I am very pleased that the House has an opportunity to focus on the important issue of the police funding formula. I will set out the background to, and the timeline of, the funding formula review before assessing where the process is now. The fundamental concern of the Home Affairs Committee is: when is the new review going to start?
I want to thank the members of the Committee, who have unanimously agreed the report—the hon. Members for Louth and Horncastle (Victoria Atkins), for Kingston and Surbiton (James Berry), for Enfield, Southgate (Mr Burrowes), for Wealden (Nusrat Ghani), for North East Hampshire (Mr Jayawardena), for East Worthing and Shoreham (Tim Loughton), and for Cumbernauld, Kilsyth and Kirkintilloch East (Stuart C. McDonald), and my hon. Friends the Members for Bradford West (Naz Shah), for Streatham (Mr Umunna) and for Walsall North (Mr Winnick).
The majority of police forces, chief constables, police and crime commissioners and Members of Parliament welcomed the launch of the police funding formula review last year. The manner in which police funding is currently distributed is outdated, inefficient and not fit for purpose. I want to commend the Minister for Policing, Crime and Criminal Justice for taking on this challenge head-on. However, his ambition, which is shared by the whole House, has not been matched by the process.
When the Home Office launched the public consultation on 21 July 2015, it allowed a period of only eight weeks. After receiving an initial 1,700 responses, it laid out its proposed refinements to the model on 28 October. The second proposal was described as “inadequate”—by, among others, Tony Hogg, the Devon and Cornwall police and crime commissioner—as it gave PCCs and chief constables just three weeks to respond.
The refined model showed that 11 forces would lose by the changes, while the remaining 32 forces would increase their share. The chief constables and PCCs were puzzled and frustrated about how the sums had been calculated. Eventually, it took Andrew White, the chief executive in the office of the Devon and Cornwall PCC, to purchase the original data, and he wrote to the Home Office on 2 November to inform the Home Office that it had used the wrong data in making its calculations. The whole police service and this House owe a debt of gratitude to Andrew White for his actions.

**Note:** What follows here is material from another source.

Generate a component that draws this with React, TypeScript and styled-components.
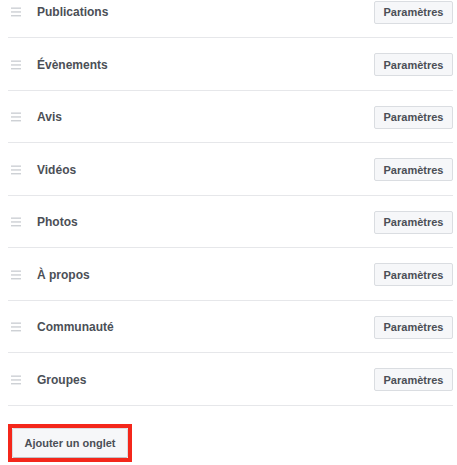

In a letter to me from the permanent secretary, Mark Sedwill has since stated that this error occurred because officials got confused with similar filenames and therefore used the wrong set of data. When the error was discovered, the director general of the crime and policing group at the Home Office, Mary Calam, admitted that she did not understand the significance of the response that she had signed. I am not sure whether that admission was to give us faith in the system or make us question it further. Overnight, police forces across the country had swung from being winners to losers and vice versa. Chief Constable Giles York of Sussex police said that his force went from a £10 million loss to a £2 million gain. Chief Constable Mike Creedon of Derbyshire police said that his force went from a gain of £20 million to a £7 million loss. Chief Constable Simon Cole demonstrated that Leicestershire constabulary was set to lose £700,000 under the old system, but would now lose £2.4 million.
Subsequently, Mr Speaker granted my urgent question on 19 November 2015 and the process was rightly suspended by the Policing Minister. Again, he should be commended for coming to the Dispatch Box and agreeing that the sums were wrong and that the process had to be halted. I do not want to dwell any further on the history, except to say, as it says in the report, that this was a shambolic end to a poorly managed process that significantly damaged the relationship between the Home Office and its primary stakeholders, the police.
Currently, police funding is supposedly being given on the basis of a funding formula that has not been operated for a number of years. The formula is over a decade old and is not based on the latest census data, but on the previous census. It is impossible for police forces to calculate it because many of the data are out of date and it does not take into account the modern nature of policing.